# On track at Lime Rock today



## VIZSLA (Mar 16, 2007)

High point of a great weekend. The BMW "Parade" Laps


----------



## ronkh (May 11, 2007)

I was there on Sunday. No laps for me
(or anyone else)


----------



## VIZSLA (Mar 16, 2007)

ronkh said:


> I was there on Sunday. No laps for me
> (or anyone else)


Huh?
This was Sunday.


----------



## ronkh (May 11, 2007)

Guess I didn't stay long enough. When I ck'd in, they said no track time on that day.


----------



## VIZSLA (Mar 16, 2007)

ronkh said:


> Guess I didn't stay long enough. When I ck'd in, they said no track time on that day.


We got here early before the first group practice and were asked as we drove in. I'm guessing that once the max number was reached they stopped.
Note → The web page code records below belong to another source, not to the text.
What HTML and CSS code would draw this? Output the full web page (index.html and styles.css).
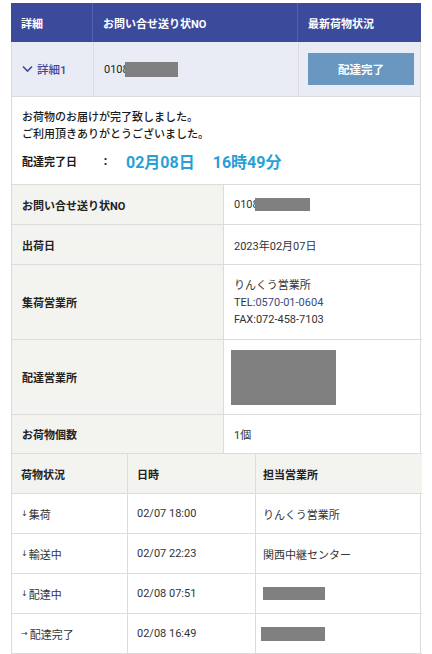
FILE: index.html
```html
<!DOCTYPE html>
<html lang="ja">
<head>
<meta charset="utf-8">
<link rel="stylesheet" href="styles.css">
</head>
<body>
<div class="wrap">
  <div class="head grid3">
    <div class="hc">詳細</div>
    <div class="hc">お問い合せ送り状NO</div>
    <div class="hc">最新荷物状況</div>
  </div>
  <div class="sumrow grid3">
    <div class="sc toggle"><svg class="chev" width="11" height="8" viewBox="0 0 11 8"><path d="M1 1.5 L5.5 6 L10 1.5" fill="none" stroke="#3b4a9b" stroke-width="1.6"/></svg><span>詳細1</span></div>
    <div class="sc">0108<span class="mask m1"></span></div>
    <div class="sc btncell"><div class="btn">配達完了</div></div>
  </div>
  <div class="detail">
    <p class="msg">お荷物のお届けが完了致しました。</p>
    <p class="msg">ご利用頂きありがとうございました。</p>
    <p class="done"><span class="dl">配達完了日</span><span class="colon">：</span><span class="big">02月08日</span><span class="big t">16時49分</span></p>
  </div>
  <div class="info">
    <div class="lab r40">お問い合せ送り状NO</div><div class="val r40">0108<span class="mask m2"></span></div>
    <div class="lab r40">出荷日</div><div class="val r40">2023年02月07日</div>
    <div class="lab r75">集荷営業所</div><div class="val r75 multi"><span>りんくう営業所</span><span>TEL:<a class="tel">0570-01-0604</a></span><span>FAX:072-458-7103</span></div>
    <div class="lab r75">配達営業所</div><div class="val r75"><span class="mask m3"></span></div>
    <div class="lab r39">お荷物個数</div><div class="val r39">1個</div>
  </div>
  <div class="hist">
    <div class="hh">荷物状況</div><div class="hh">日時</div><div class="hh">担当営業所</div>
    <div class="hd"><span class="arr">↓</span>集荷</div><div class="hd">02/07 18:00</div><div class="hd">りんくう営業所</div>
    <div class="hd"><span class="arr">↓</span>輸送中</div><div class="hd">02/07 22:23</div><div class="hd">関西中継センター</div>
    <div class="hd"><span class="arr">↓</span>配達中</div><div class="hd">02/08 07:51</div><div class="hd"><span class="mask m4"></span></div>
    <div class="hd"><span class="arr r">→</span>配達完了</div><div class="hd">02/08 16:49</div><div class="hd"><span class="mask m5"></span></div>
    <div class="hd"></div><div class="hd"></div><div class="hd"></div>
  </div>
</div>
</body>
</html>
```
FILE: styles.css
```css
* { box-sizing: border-box; }
html, body { margin: 0; padding: 0; background: #fff; }
body {
  font-family: Roboto, "Noto Sans CJK JP", sans-serif;
  font-size: 11px;
  color: #333;
  height: 654px;
  overflow: hidden;
}
.wrap {
  margin: 3px 0 0 11px;
  width: 410px;
}
.grid3 {
  display: grid;
  grid-template-columns: 82px 205px 123px;
}
.head {
  height: 39px;
  background: #3b4a9b;
}
.hc {
  color: #fff;
  font-weight: 700;
  display: flex;
  align-items: center;
  padding-left: 10px;
  border-right: 1px solid #5361ab;
}
.hc:last-child { border-right: none; }
.sumrow {
  height: 55px;
  background: #e9ecf4;
  border-bottom: 1px solid #dcdcdc;
  border-left: 1px solid #dcdcdc;
  border-right: 1px solid #dcdcdc;
}
.sc {
  display: flex;
  align-items: center;
  padding-left: 10px;
  border-right: 1px solid #dcdcdc;
  color: #222;
}
.sc:last-child { border-right: none; }
.toggle { color: #3b4a9b; font-weight: 500; gap: 4px; font-size: 11.5px; }
.chev { display: block; }
.btncell { padding: 0 8px 0 9px; }
.btn {
  width: 100%;
  height: 32px;
  background: #6a97bf;
  color: #fff;
  font-weight: 700;
  display: flex;
  align-items: center;
  justify-content: center;
  font-size: 11.5px;
}
.mask { display: inline-block; background: #808080; }
.m1 { width: 53px; height: 15px; margin-left: -4px; }
.m2 { width: 55px; height: 13px; margin-left: -4px; }
.m3 { width: 105px; height: 55px; margin-left: -3px; }
.m4 { width: 62px; height: 13px; }
.m5 { width: 64px; height: 14px; margin-left: -2px; }
.detail {
  height: 88px;
  border-left: 1px solid #dcdcdc;
  border-right: 1px solid #dcdcdc;
  border-bottom: 1px solid #dcdcdc;
  padding: 12px 10px 0;
  color: #1a1a1a;
}
.detail p { margin: 0; }
.msg { line-height: 17px; font-weight: 500; }
.done {
  display: flex;
  align-items: center;
  margin-top: 7px !important;
  height: 22px;
}
.dl { width: 78px; font-weight: 700; }
.colon { width: 26px; font-weight: 700; }
.big {
  color: #2a9fd6;
  font-size: 16px;
  font-weight: 700;
}
.big.t { margin-left: 18px; }
.info {
  display: grid;
  grid-template-columns: 212px 198px;
  border-left: 1px solid #dcdcdc;
  border-right: 1px solid #dcdcdc;
}
.info > div {
  border-bottom: 1px solid #dcdcdc;
  display: flex;
  align-items: center;
  padding-left: 10px;
}
.lab {
  background: #f3f3f0;
  font-weight: 700;
  color: #222;
  border-right: 1px solid #dcdcdc;
}
.val { color: #333; }
.r40 { height: 40px; }
.r75 { height: 75px; }
.r39 { height: 39px; }
.multi {
  flex-direction: column;
  align-items: flex-start !important;
  justify-content: center;
  line-height: 17px;
}
.tel { color: #3a4a86; }
.hist {
  display: grid;
  grid-template-columns: 116px 128px 166px;
  grid-auto-rows: 40px;
  border-left: 1px solid #dcdcdc;
  border-right: 1px solid #dcdcdc;
}
.hist > div {
  border-bottom: 1px solid #dcdcdc;
  border-right: 1px solid #dcdcdc;
  display: flex;
  align-items: center;
  padding-left: 9px;
}
.hist > div:nth-child(3n) { border-right: none; padding-left: 7px; }
.hh { background: #f3f3f0; font-weight: 700; color: #222; }
.hd { color: #333; }
.arr { font-size: 8px; margin-right: 1px; font-family: "DejaVu Sans", sans-serif; }
.arr.r { font-size: 8px; margin-right: 2px; }
```
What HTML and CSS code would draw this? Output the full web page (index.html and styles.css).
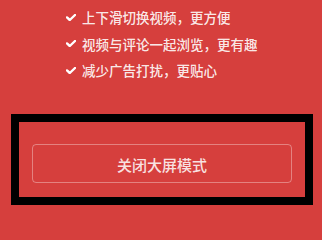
FILE: index.html
```html
<!DOCTYPE html>
<html lang="zh-CN">
<head>
<meta charset="utf-8">
<title>大屏模式</title>
<link rel="stylesheet" href="styles.css">
</head>
<body>
<ul class="features">
  <li><svg class="check" viewBox="0 0 10 7" width="10" height="7"><polyline points="1,3.4 3.8,6 9,1" /></svg><span>上下滑切换视频，更方便</span></li>
  <li><svg class="check" viewBox="0 0 10 7" width="10" height="7"><polyline points="1,3.4 3.8,6 9,1" /></svg><span>视频与评论一起浏览，更有趣</span></li>
  <li><svg class="check" viewBox="0 0 10 7" width="10" height="7"><polyline points="1,3.4 3.8,6 9,1" /></svg><span>减少广告打扰，更贴心</span></li>
</ul>
<div class="frame">
  <button class="close-btn">关闭大屏模式</button>
</div>
</body>
</html>
```

FILE: styles.css
```css
html, body {
  margin: 0;
  padding: 0;
  background: #d63f3d;
  width: 322px;
  height: 210px;
  overflow: hidden;
  font-family: "Noto Sans CJK SC", "Noto Sans", sans-serif;
}

.features {
  list-style: none;
  margin: 0;
  padding: 4px 0 0 66px;
}

.features li {
  display: flex;
  align-items: center;
  height: 26.5px;
  color: rgba(255, 255, 255, 0.9);
  font-size: 13.5px;
  font-weight: 500;
}

.check {
  flex: none;
  margin-right: 6px;
}

.check polyline {
  fill: none;
  stroke: #fff;
  stroke-width: 2.4;
  stroke-linecap: round;
  stroke-linejoin: round;
}

.frame {
  margin: 30.5px 9px 0 11px;
  border: 8px solid #000;
  padding: 22px 13px 14px 13px;
}

.close-btn {
  display: block;
  width: 100%;
  height: 39px;
  box-sizing: border-box;
  background: transparent;
  border: 1px solid rgba(255, 255, 255, 0.35);
  border-radius: 4px;
  color: rgba(255, 255, 255, 0.85);
  font-family: "Noto Sans CJK SC", "Noto Sans", sans-serif;
  font-size: 15px;
  font-weight: 500;
  padding: 0;
  padding-top: 1px;
}
```
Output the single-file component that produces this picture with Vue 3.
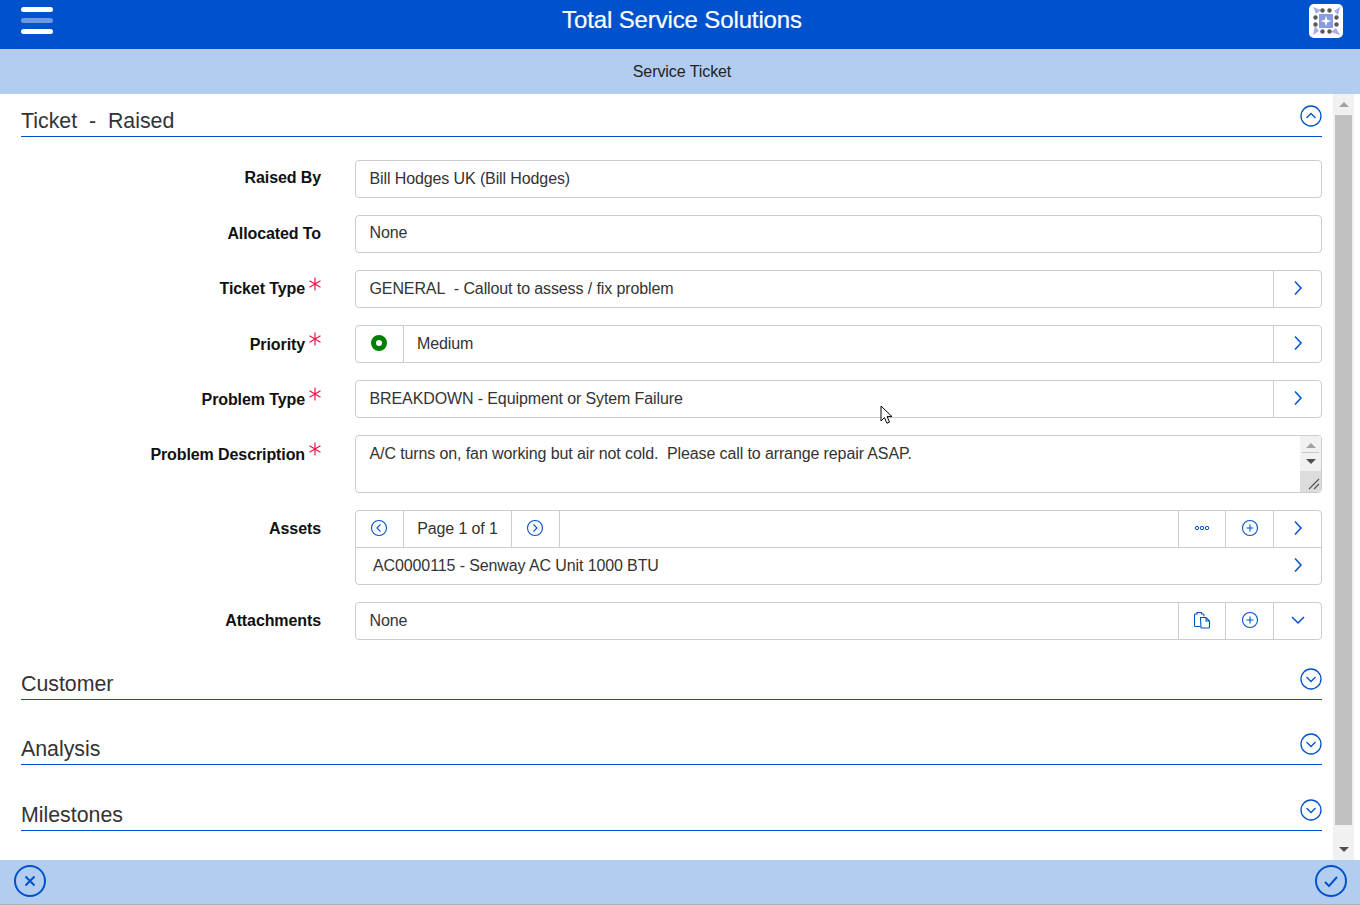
<script setup>
const sections = ['Customer', 'Analysis', 'Milestones']
</script>

<template>
  <div class="app">
    <header class="topbar">
      <div class="burger"><span></span><span class="dim"></span><span></span></div>
      <h1 class="brand">Total Service Solutions</h1>
      <div class="logo">
        <svg width="34" height="34" viewBox="0 0 34 34">
          <path d="M4 3l8 3-5 4zM31 3l-2 8-4-4zM31 31l-9-3 5-4zM4 31l2-9 4 5z" fill="#a3afe8" />
          <rect x="10" y="10" width="14" height="14" fill="#8b9be0" />
          <path d="M17 11.500l1.200 4.300 4.300 1.200-4.300 1.200-1.200 4.300-1.200-4.300-4.300-1.200 4.300-1.200z" fill="#fff" />
          <g fill="#5a5a5a">
            <circle cx="13.500" cy="6.500" r="2.200" /><circle cx="20.500" cy="6.500" r="2.200" />
            <circle cx="13.500" cy="27.500" r="2.200" /><circle cx="20.500" cy="27.500" r="2.200" />
            <circle cx="6.500" cy="13.500" r="2.200" /><circle cx="6.500" cy="20.500" r="2.200" />
            <circle cx="27.500" cy="13.500" r="2.200" /><circle cx="27.500" cy="20.500" r="2.200" />
          </g>
        </svg>
      </div>
    </header>
    <div class="subbar">Service Ticket</div>

    <main class="middle">
      <div class="content">
        <section class="section">
          <div class="head">
            <h2>Ticket&nbsp; -&nbsp; Raised</h2>
            <svg class="head-icon" width="22" height="22" viewBox="0 0 22 22"><circle cx="11" cy="11" r="10" /><path d="M6.500 13l4.500-4.500 4.500 4.500" /></svg>
          </div>
          <div class="form">
            <label class="label">Raised By</label>
            <div class="field"><div class="text">Bill Hodges UK (Bill Hodges)</div></div>

            <label class="label l1">Allocated To</label>
            <div class="field"><div class="text up">None</div></div>

            <label class="label l1 req">Ticket Type<svg class="star" width="14" height="14" viewBox="0 0 14 14"><path d="M7 .5v13M1.500 3.800l11 6.400M12.500 3.800l-11 6.400" /></svg></label>
            <div class="field">
              <div class="text">GENERAL&nbsp; - Callout to assess / fix problem</div>
              <div class="cell chev"><svg width="12" height="16" viewBox="0 0 12 16"><path d="M3 1.500l6 6.500-6 6.500" /></svg></div>
            </div>

            <label class="label l2 req">Priority<svg class="star" width="14" height="14" viewBox="0 0 14 14"><path d="M7 .5v13M1.500 3.800l11 6.400M12.500 3.800l-11 6.400" /></svg></label>
            <div class="field">
              <div class="cell dot"><i></i></div>
              <div class="text med">Medium</div>
              <div class="cell chev"><svg width="12" height="16" viewBox="0 0 12 16"><path d="M3 1.500l6 6.500-6 6.500" /></svg></div>
            </div>

            <label class="label l2 req">Problem Type<svg class="star" width="14" height="14" viewBox="0 0 14 14"><path d="M7 .5v13M1.500 3.800l11 6.400M12.500 3.800l-11 6.400" /></svg></label>
            <div class="field">
              <div class="text">BREAKDOWN - Equipment or Sytem Failure</div>
              <div class="cell chev"><svg width="12" height="16" viewBox="0 0 12 16"><path d="M3 1.500l6 6.500-6 6.500" /></svg></div>
            </div>

            <label class="label l2 req">Problem Description<svg class="star" width="14" height="14" viewBox="0 0 14 14"><path d="M7 .5v13M1.500 3.800l11 6.400M12.500 3.800l-11 6.400" /></svg></label>
            <div class="field area">
              <div class="text top">A/C turns on, fan working but air not cold.&nbsp; Please call to arrange repair ASAP.</div>
              <div class="area-bar">
                <div class="area-arrows">
                  <b class="tri up-tri"></b>
                  <hr />
                  <b class="tri down-tri"></b>
                </div>
                <div class="resizer">
                  <svg width="21" height="21" viewBox="0 0 21 21"><path d="M9 18L19 8M14 18l5-5" /></svg>
                </div>
              </div>
            </div>

            <label class="label l1">Assets</label>
            <div class="field stack">
              <div class="line">
                <div class="cell dot">
                  <svg class="ico" width="18" height="18" viewBox="0 0 18 18"><circle cx="9" cy="9" r="7.500" /><path d="M10.500 5.500L7 9l3.500 3.500" /></svg>
                </div>
                <div class="cell page">Page 1 of 1</div>
                <div class="cell nav">
                  <svg class="ico" width="18" height="18" viewBox="0 0 18 18"><circle cx="9" cy="9" r="7.500" /><path d="M7.500 5.500L11 9l-3.500 3.500" /></svg>
                </div>
                <div class="spacer"></div>
                <div class="cell act">
                  <svg class="ico thin" width="16" height="6" viewBox="0 0 16 6"><circle cx="3" cy="3" r="1.700" /><circle cx="8" cy="3" r="1.700" /><circle cx="13" cy="3" r="1.700" /></svg>
                </div>
                <div class="cell act2">
                  <svg class="ico" width="18" height="18" viewBox="0 0 18 18"><circle cx="9" cy="9" r="7.500" /><path d="M9 5.500v7M5.500 9h7" /></svg>
                </div>
                <div class="cell chev"><svg width="12" height="16" viewBox="0 0 12 16"><path d="M3 1.500l6 6.500-6 6.500" /></svg></div>
              </div>
              <div class="line second">
                <div class="text asset">AC0000115 - Senway AC Unit 1000 BTU</div>
                <div class="asset-chev"><svg width="12" height="16" viewBox="0 0 12 16"><path d="M3 1.500l6 6.500-6 6.500" /></svg></div>
              </div>
            </div>

            <label class="label l1">Attachments</label>
            <div class="field">
              <div class="text">None</div>
              <div class="cell act">
                <svg class="ico" width="18" height="18" viewBox="0 0 18 18"><path d="M7.500 15.500H2.500a1 1 0 0 1-1-1V4a1 1 0 0 1 1-1H4V1.500h4.500V3H10a1 1 0 0 1 1 1v1.500" /><path d="M7.500 6.500h5.500l3.500 3.500v6a1 1 0 0 1-1 1h-7a.5.500 0 0 1-.5-.5zM13 6.500V10h3.500" /></svg>
              </div>
              <div class="cell act2">
                <svg class="ico" width="18" height="18" viewBox="0 0 18 18"><circle cx="9" cy="9" r="7.500" /><path d="M9 5.500v7M5.500 9h7" /></svg>
              </div>
              <div class="cell chev"><svg width="16" height="12" viewBox="0 0 16 12"><path d="M2 3l6 6 6-6" /></svg></div>
            </div>
          </div>
        </section>

        <section v-for="name in sections" :key="name" class="section closed">
          <div class="head">
            <h2>{{ name }}</h2>
            <svg class="head-icon" width="22" height="22" viewBox="0 0 22 22"><circle cx="11" cy="11" r="10" /><path d="M6.500 9l4.500 4.500L15.500 9" /></svg>
          </div>
        </section>
      </div>

      <div class="scrollbar">
        <div class="sb-btn"><b class="sb-tri up-tri light"></b></div>
        <div class="sb-track"><div class="sb-thumb"></div></div>
        <div class="sb-btn"><b class="sb-tri down-tri"></b></div>
      </div>

      <svg class="cursor" width="14" height="21" viewBox="0 0 14 21">
        <path d="M1 1v15l3.500-3.400 2.400 5.600 2.600-1.100-2.400-5.500H12z" fill="#fff" stroke="#000" stroke-width="1" />
      </svg>
    </main>

    <footer class="footer">
      <svg class="foot-icon" width="32" height="32" viewBox="0 0 32 32"><circle cx="16" cy="16" r="15" /><path d="M11.500 11.500l9 9M20.500 11.500l-9 9" /></svg>
      <svg class="foot-icon" width="32" height="32" viewBox="0 0 32 32"><circle cx="16" cy="16" r="15" /><path d="M10 17l4 4 8-9" /></svg>
    </footer>
  </div>
</template>

<style>
html, body { margin: 0; background: #fff; overflow: hidden; }
</style>

<style scoped>
.app {
  width: 1360px;
  height: 905px;
  display: flex;
  flex-direction: column;
  font-family: "Liberation Sans", Arial, sans-serif;
  font-size: 16px;
  color: #333;
}
.topbar {
  height: 49px;
  flex: none;
  background: #0052cc;
  display: flex;
  align-items: center;
  justify-content: space-between;
  position: relative;
  padding: 0 17px 0 21px;
  box-sizing: border-box;
}
.burger { display: flex; flex-direction: column; gap: 6px; margin-top: -8px; }
.burger span { display: block; width: 32px; height: 5px; border-radius: 3px; background: #fff; }
.burger .dim { background: #6f98e0; }
.brand {
  position: absolute;
  left: 4px;
  right: 0;
  top: 5px;
  margin: 0;
  text-align: center;
  color: #fff;
  font-size: 24px;
  font-weight: 400;
  line-height: 30px;
  letter-spacing: -0.13px;
  -webkit-text-stroke: 0.2px #fff;
}
.logo { width: 34px; height: 34px; background: #fff; border-radius: 5px; margin-top: -7px; }
.logo svg { display: block; }
.subbar {
  height: 45px;
  flex: none;
  background: #b3cdf0;
  text-align: center;
  line-height: 45px;
  padding-left: 4px;
  letter-spacing: -0.08px;
  color: #222;
}
.middle { flex: 1; min-height: 0; display: flex; position: relative; padding-right: 6px; }
.content { flex: 1; min-width: 0; padding: 0 11px 0 21px; }
.head {
  height: 43px;
  box-sizing: border-box;
  border-bottom: 1.500px solid #0052cc;
  display: flex;
  justify-content: space-between;
  align-items: flex-start;
}
.head h2 {
  margin: 14px 0 0;
  font-size: 21.330px;
  font-weight: 400;
  line-height: 26px;
  color: #333;
}
.head-icon { margin: 11px 0 0; fill: none; stroke: #0052cc; stroke-width: 1.300; }
.section.closed { margin-bottom: 22.400px; }
.form {
  display: grid;
  grid-template-columns: 300px 967px;
  column-gap: 34px;
  row-gap: 17px;
  padding: 23px 0 17px;
}
.label {
  text-align: right;
  font-weight: 700;
  color: #111;
  line-height: 24px;
  padding-top: 6px;
  letter-spacing: -0.1px;
  position: relative;
}
.l1 { padding-top: 7px; }
.l2 { padding-top: 8px; }
.req { padding-right: 16px; }
.star {
  position: absolute;
  right: -1px;
  top: 7px;
  fill: none;
  stroke: #e8174a;
  stroke-width: 1.200;
}
.field {
  min-height: 38px;
  box-sizing: border-box;
  border: 1px solid #ccc;
  border-radius: 4px;
  display: flex;
  align-items: stretch;
  line-height: 36px;
  letter-spacing: -0.11px;
}
.text { flex: 1; min-width: 0; padding-left: 13.500px; white-space: nowrap; }
.text.up { line-height: 33px; }
.text.med { padding-left: 13px; }
.text.top { line-height: 35px; }
.cell {
  flex: none;
  display: flex;
  align-items: center;
  justify-content: center;
  border-left: 1px solid #ccc;
  box-sizing: border-box;
}
.cell svg, .asset-chev svg { fill: none; stroke: #0052cc; stroke-width: 1.500; margin-top: -2px; }
.chev { width: 48px; }
.dot { width: 48px; border-left: 0; border-right: 1px solid #ccc; }
.dot svg, .dot i, .nav svg { margin-left: -1px; }
.dot i {
  display: block;
  width: 16px;
  height: 16px;
  margin-top: -2px;
  box-sizing: border-box;
  border: 5px solid #008000;
  border-radius: 50%;
}
.page { width: 108px; border-left: 0; border-right: 1px solid #ccc; }
.nav { width: 48px; border-left: 0; border-right: 1px solid #ccc; }
.act { width: 47px; }
.act2 { width: 48px; }
.spacer { flex: 1; }
.cell .ico { stroke-width: 1.100; }
.cell .ico.thin { stroke-width: 1; }
.area { height: 58px; position: relative; overflow: hidden; }
.area-bar {
  width: 21px;
  flex: none;
  background: #f1f1f1;
  display: flex;
  flex-direction: column;
}
.area-arrows { flex: 1; display: flex; flex-direction: column; align-items: center; padding-top: 7px; }
.area-arrows hr { width: 17px; margin: 4px 0 6px; border: 0; border-top: 1px solid #c8c8c8; }
.tri { display: block; width: 0; height: 0; border-left: 5px solid transparent; border-right: 5px solid transparent; }
.up-tri { border-bottom: 5px solid #a3a3a3; }
.down-tri { border-top: 5px solid #505050; }
.resizer { height: 21px; background: #dcdcdc; }
.resizer svg { display: block; fill: none; stroke: #555; stroke-width: 1.200; }
.stack { flex-direction: column; height: 75px; }
.line { height: 36px; display: flex; align-items: stretch; flex: none; }
.line.second { height: 37px; border-top: 1px solid #ccc; box-sizing: border-box; }
.asset { padding-left: 17px; }
.asset-chev { width: 46px; flex: none; display: flex; align-items: center; justify-content: center; }
.scrollbar {
  width: 21px;
  flex: none;
  background: #f1f1f1;
  display: flex;
  flex-direction: column;
  align-items: center;
}
.sb-btn { height: 21px; flex: none; display: flex; align-items: center; justify-content: center; }
.sb-tri { display: block; width: 0; height: 0; border-left: 5px solid transparent; border-right: 5px solid transparent; }
.up-tri.light { border-bottom-color: #a3a3a3; }
.sb-track { flex: 1; width: 17px; padding-bottom: 14px; display: flex; }
.sb-thumb { flex: 1; background: #c1c1c1; }
.cursor { position: absolute; left: 880px; top: 311px; }
.footer {
  height: 45px;
  flex: none;
  box-sizing: border-box;
  background: #b3cdf0;
  border-bottom: 1px solid #b0b0b0;
  display: flex;
  align-items: center;
  justify-content: space-between;
  padding: 0 13px 2px 14px;
}
.foot-icon { fill: none; stroke: #0052cc; stroke-width: 2; }
</style>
This was despite my McLaren Mercedes shirt!


----------



## ronkh (May 11, 2007)

my pics are here

http://www.flickr.com/photos/[email protected]/


----------



## VIZSLA (Mar 16, 2007)

ronkh said:


> my pics are here
> 
> http://www.flickr.com/photos/[email protected]/


Thanks for the link. Nice pics. Were you there all four days?


----------



## EdCT (Mar 14, 2002)

Here are my pics from Friday:

http://www.bimmerfest.com/forums/showthread.php?t=227649&highlight=lime+rock

Ed


----------



## ronkh (May 11, 2007)

VIZSLA said:


> Thanks for the link. Nice pics. Were you there all four days?


Only was there that one day. Wish I had been there for all of em.


----------



## VIZSLA (Mar 16, 2007)

ronkh said:


> Only was there that one day. Wish I had been there for all of em.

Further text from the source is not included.